I first met John Enright several decades ago in American Samoa. My uncle, John Alexander Kneubuhl was a brilliant playwright and mentor to many aspiring artists and writers in Samoa. He recognized John as a kindred spirit, loved him like a son, and welcomed him into our, often eccentric but always entertaining, family fold. In the islands, we have a way of describing our family’s relationship to people like John. They are “calabash” relatives— special people, not related by blood, who repeatedly eat from the family bowl, sharing food, and therefore all manner of nourishment. Over the years, John has been part of so many events in the life of our family, some joyous and some heartbreaking, that we cannot help but think of him as our aiga (family).

John was already an accomplished poet when he arrived in American Samoa. His body of poetic work that describes his time in Samoa reflects the kind of insight and sensitivity that only comes with years of living an island life. His new crime novels, Pago Pago Tango and Fire Knife Dancing, resonate with the same authenticity. For anyone interested in the Pacific, they are a must read.
Though my contact with John is now sporadic, each time I interact with him, it’s like he’s just been around the block for a few minutes.

–Victoria Nalani Kneubuhl

VNK: Hey John, malo le soifua!

JE: Malo, Vike!

VNK: So tell me, what’s it like to move to Rhode Island after almost three decades of living in Samoa?

JE: I grew up with Great Lakes’ seasons. Samoa was like an endless summer with cyclones thrown in now and then. There is something to be said for being thwacked with New England winters four months out of every year. It changes your perspective of time. There are two weeks every May when the world goes from dead monochrome to lush greens. You can’t help but feel reborn. Seasons hurry you up. The separate years are easier to remember.

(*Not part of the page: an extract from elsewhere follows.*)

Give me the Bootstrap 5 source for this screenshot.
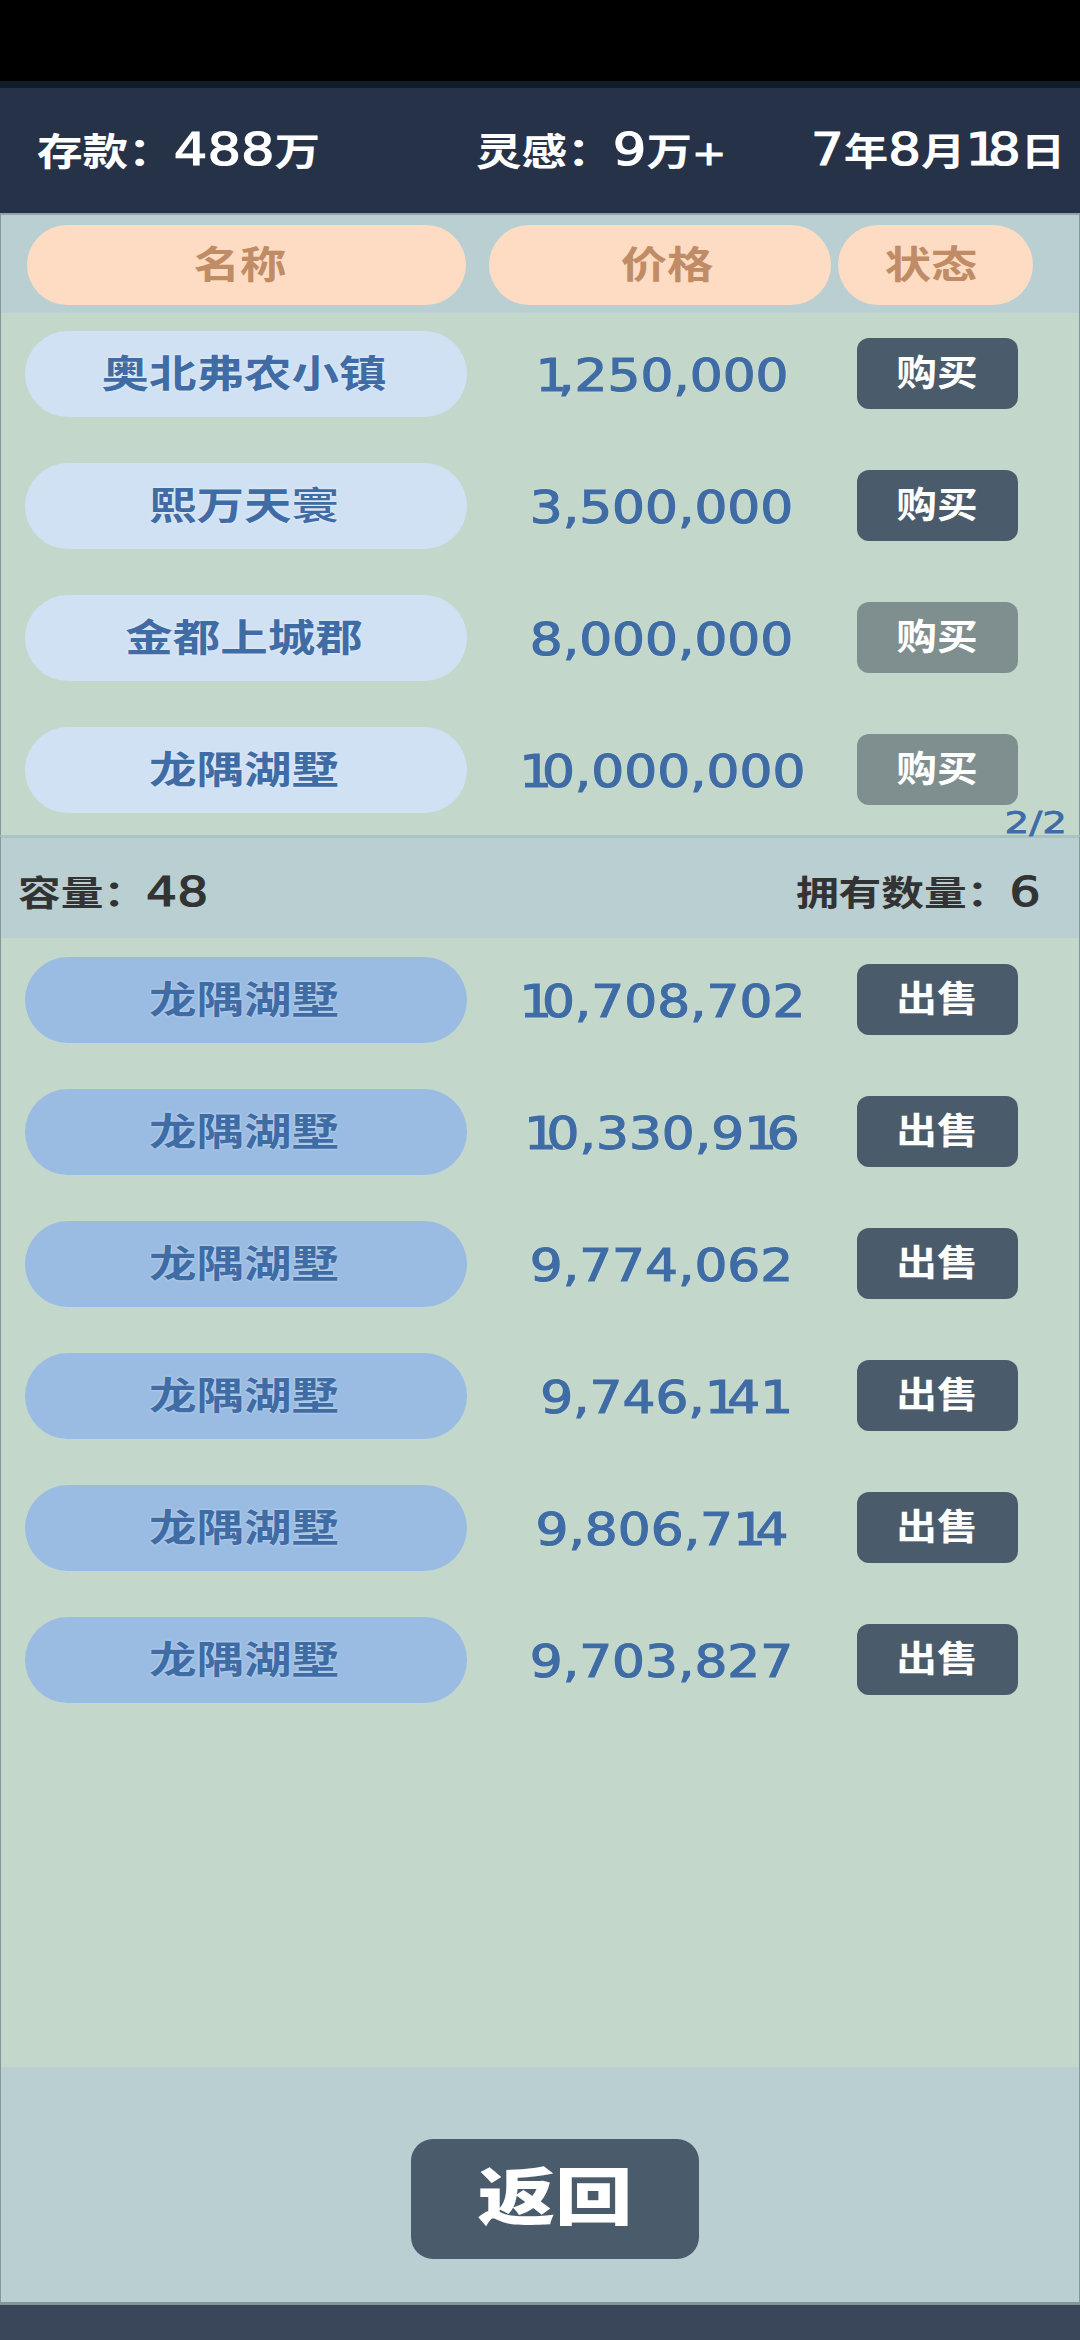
<!DOCTYPE html>
<html lang="zh">
<head>
<meta charset="UTF-8">
<title>房产</title>
<link href="https://cdn.jsdelivr.net/npm/bootstrap@5.3.0/dist/css/bootstrap.min.css" rel="stylesheet">
<style>
html, body { background: #000; }
#app { width: 1080px; height: 2340px; font-family: "DejaVu Sans", "Noto Sans CJK SC", sans-serif; font-weight: 700; overflow: hidden; }
.top-black { height: 81px; background: #000; }
.top-bar { height: 132px; background: #263248; color: #fff; border-top: 7px solid #0f1d2a; padding-top: 40px; }
.top-bar .wide { transform: scaleX(1.2); }
.top-bar .cell-c .wide { transform: scaleX(1.17); }
.wide { display: inline-block; transform: scaleX(1.22); transform-origin: left center; white-space: nowrap; line-height: 1; }
.wide-c { transform-origin: center; }
.num { font-weight: 400; font-size: 44px; -webkit-text-stroke: 1.2px currentColor; }
.plus { font-size: 34px; }
.hz { font-size: 38px; }
.one { letter-spacing: -.2em; }
.cell-a { width: 476px; padding-left: 37px; }
.cell-b { width: 335px; }
.cell-c { flex: 1; }
.head-strip { height: 100px; background: #b9cfd2; padding: 10px 0 0 26px; gap: 23px; border: 1px solid #7f9a9a; border-top: 2px solid #8fa5a8; border-bottom: 0; }
.head-pill { height: 80px; background: #fddcc3; color: #c08c66; border-radius: 40px; font-size: 38px; }
.head-pill .wide { transform: scaleX(1.22); }
.hp1 { width: 439px; padding-right: 12px; }
.hp2 { width: 342px; margin-right: -16px; padding-left: 14px; }
.hp3 { width: 195px; padding-right: 8px; }
.list-box { background: #c3d7cb; position: relative; border-left: 1px solid #7f9a9a; border-right: 1px solid #7f9a9a; }
.list-a { height: 522px; padding-top: 18px; }
.list-b { height: 1129px; padding-top: 19px; }
.item-row { height: 132px; padding-left: 24px; }
.name-pill { width: 442px; height: 86px; border-radius: 43px; color: #3f6ca5; font-size: 38px; padding-right: 4px; text-shadow: 0 0 2px rgba(255,255,255,.7); }
.name-pill .wide { transform: scaleX(1.25); }
.pill-new { background: #d1e1f4; }
.pill-own { background: #9abce2; }
.price { width: 390px; padding-top: 22px; text-align: center; color: #3f6ca5; text-shadow: 0 0 2px rgba(255,255,255,.7); }
.price .wide { font-size: 45px; font-weight: 400; -webkit-text-stroke: 1.2px #3f6ca5; transform: scaleX(1.15); transform-origin: center; }
.act-btn { width: 161px; height: 71px; margin-top: 7px; --bs-btn-bg: #4a5b6b; --bs-btn-border-width: 0; --bs-btn-color: #fff; --bs-btn-border-radius: 12px; --bs-btn-padding-x: 0; --bs-btn-padding-y: 0; --bs-btn-font-weight: 700; --bs-btn-disabled-bg: #7f8f8f; --bs-btn-disabled-color: #fff; --bs-btn-disabled-opacity: 1; font-size: 36px; font-family: inherit; }
.act-btn .wide { transform: scaleX(1.13); }
.page-no { position: absolute; right: 12px; bottom: -3px; color: #3f6ca5; font-size: 31px; font-weight: 400; line-height: 1; text-shadow: 0 0 2px rgba(255,255,255,.7); -webkit-text-stroke: .8px #3f6ca5; transform: scaleX(1.25); transform-origin: right center; }
.mid-strip { height: 103px; background: #b9cfd2; color: #333; border-top: 3px solid #a9c2c2; padding: 8px 39px 0 17px; border-left: 1px solid #7f9a9a; border-right: 1px solid #7f9a9a; }
.mid-strip .wide { transform: scaleX(1.22); }
.mid-strip .hz { font-size: 35px; }
.mid-strip .num { font-size: 40px; }
.mid-strip .mid-right { transform-origin: right center; }
.foot-strip { height: 238px; background: #b9cfd2; padding-top: 72px; border-left: 1px solid #7f9a9a; border-right: 1px solid #7f9a9a; border-bottom: 3px solid #83979a; }
.back-btn { width: 288px; height: 120px; --bs-btn-bg: #4a5b6b; --bs-btn-border-width: 0; --bs-btn-color: #fff; --bs-btn-border-radius: 22px; --bs-btn-padding-x: 0; --bs-btn-padding-y: 0; font-size: 62px; font-weight: 900; font-family: inherit; margin-left: 410px; line-height: 1; }
.back-btn .wide { transform: scaleX(1.25); }
.foot-dark { height: 35px; background: #3a4659; }
.thin { font-weight: 500; }
</style>
</head>
<body class="m-0">
<div id="app">
  <div class="top-black"></div>

  <div class="top-bar d-flex">
    <div class="cell-a"><span class="wide"><span class="hz">存款：</span><span class="num">488</span><span class="hz">万</span></span></div>
    <div class="cell-b"><span class="wide"><span class="hz">灵感：</span><span class="num">9</span><span class="hz">万</span><span class="num plus">+</span></span></div>
    <div class="cell-c"><span class="wide"><span class="num">7</span><span class="hz">年</span><span class="num">8</span><span class="hz">月</span><span class="num"><span class="one">1</span>8</span><span class="hz">日</span></span></div>
  </div>

  <div class="head-strip d-flex">
    <div class="head-pill hp1 d-flex align-items-center justify-content-center"><span class="wide wide-c">名称</span></div>
    <div class="head-pill hp2 d-flex align-items-center justify-content-center"><span class="wide wide-c">价格</span></div>
    <div class="head-pill hp3 d-flex align-items-center justify-content-center"><span class="wide wide-c">状态</span></div>
  </div>

  <div class="list-box list-a">
    <div class="item-row d-flex">
      <div class="name-pill pill-new d-flex align-items-center justify-content-center"><span class="wide wide-c">奥北弗农小镇</span></div>
      <div class="price"><span class="wide"><span class="one">1</span>,250,000</span></div>
      <div><button class="btn act-btn" type="button"><span class="wide wide-c">购买</span></button></div>
    </div>
    <div class="item-row d-flex">
      <div class="name-pill pill-new d-flex align-items-center justify-content-center"><span class="wide wide-c">熙万天<span class="thin">寰</span></span></div>
      <div class="price"><span class="wide">3,500,000</span></div>
      <div><button class="btn act-btn" type="button"><span class="wide wide-c">购买</span></button></div>
    </div>
    <div class="item-row d-flex">
      <div class="name-pill pill-new d-flex align-items-center justify-content-center"><span class="wide wide-c">金都上城郡</span></div>
      <div class="price"><span class="wide">8,000,000</span></div>
      <div><button class="btn act-btn" type="button" disabled><span class="wide wide-c">购买</span></button></div>
    </div>
    <div class="item-row d-flex">
      <div class="name-pill pill-new d-flex align-items-center justify-content-center"><span class="wide wide-c">龙隅湖墅</span></div>
      <div class="price"><span class="wide"><span class="one">1</span>0,000,000</span></div>
      <div><button class="btn act-btn" type="button" disabled><span class="wide wide-c">购买</span></button></div>
    </div>
    <div class="page-no">2/2</div>
  </div>

  <div class="mid-strip d-flex align-items-center justify-content-between">
    <span class="wide"><span class="hz">容量：</span><span class="num">48</span></span>
    <span class="wide mid-right"><span class="hz">拥有数量：</span><span class="num">6</span></span>
  </div>

  <div class="list-box list-b">
    <div class="item-row d-flex">
      <div class="name-pill pill-own d-flex align-items-center justify-content-center"><span class="wide wide-c">龙隅湖墅</span></div>
      <div class="price"><span class="wide"><span class="one">1</span>0,708,702</span></div>
      <div><button class="btn act-btn" type="button"><span class="wide wide-c">出售</span></button></div>
    </div>
    <div class="item-row d-flex">
      <div class="name-pill pill-own d-flex align-items-center justify-content-center"><span class="wide wide-c">龙隅湖墅</span></div>
      <div class="price"><span class="wide"><span class="one">1</span>0,330,9<span class="one">1</span>6</span></div>
      <div><button class="btn act-btn" type="button"><span class="wide wide-c">出售</span></button></div>
    </div>
    <div class="item-row d-flex">
      <div class="name-pill pill-own d-flex align-items-center justify-content-center"><span class="wide wide-c">龙隅湖墅</span></div>
      <div class="price"><span class="wide">9,774,062</span></div>
      <div><button class="btn act-btn" type="button"><span class="wide wide-c">出售</span></button></div>
    </div>
    <div class="item-row d-flex">
      <div class="name-pill pill-own d-flex align-items-center justify-content-center"><span class="wide wide-c">龙隅湖墅</span></div>
      <div class="price"><span class="wide">9,746,<span class="one">1</span>4<span class="one">1</span></span></div>
      <div><button class="btn act-btn" type="button"><span class="wide wide-c">出售</span></button></div>
    </div>
    <div class="item-row d-flex">
      <div class="name-pill pill-own d-flex align-items-center justify-content-center"><span class="wide wide-c">龙隅湖墅</span></div>
      <div class="price"><span class="wide">9,806,7<span class="one">1</span>4</span></div>
      <div><button class="btn act-btn" type="button"><span class="wide wide-c">出售</span></button></div>
    </div>
    <div class="item-row d-flex">
      <div class="name-pill pill-own d-flex align-items-center justify-content-center"><span class="wide wide-c">龙隅湖墅</span></div>
      <div class="price"><span class="wide">9,703,827</span></div>
      <div><button class="btn act-btn" type="button"><span class="wide wide-c">出售</span></button></div>
    </div>
  </div>

  <div class="foot-strip">
    <button class="btn back-btn d-block" type="button"><span class="wide wide-c">返回</span></button>
  </div>
  <div class="foot-dark"></div>
</div>
<script src="https://cdn.jsdelivr.net/npm/bootstrap@5.3.0/dist/js/bootstrap.bundle.min.js"></script>
</body>
</html>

VNK: So how did you end up in American Samoa, in what? Was it the 1970s?

JE: I first visited Samoa in ’76, sort of on my way to Hong Kong for a magazine editorial job. I had some friends who had moved to Pago Pago. A couple of days turned into a couple of weeks. I almost lost the Hong Kong gig. Then, in ’81—I was back in San Francisco—Ronald Reagan became President, and I knew it was time to leave the country. I went back to Samoa and took a job teaching in the English Dept. of American Samoa Community College.

VNK: And you ended up staying for 26 years. You must have liked it. What sort of work did you do in those years?

JE: I spent six years at ASCC, teaching English, Literature, and Folklore. The big effort then was to Samoanize the curriculum and faculty. A group of us got together to create a Samoa and Pacific Studies program. I wrote funding for it into a federal grant proposal, and we got it started. I was appointed its initial director, but I left the college soon thereafter to start a Folk Arts program with NEA funding at the American Samoa Arts Council.

I spent my last twenty years in Samoa living off grants that I wrote—first at the Arts Council, then running a nonprofit environmental NGO, then finally as State Historic Preservation Officer—all on either federal or Macarthur Foundation grant funding. That is one way to survive as a writer, writing grants. Though it’s not as easy as some people seem to think. It’s a tough genre, because then you have to go out and actually do all the things you wrote you would do.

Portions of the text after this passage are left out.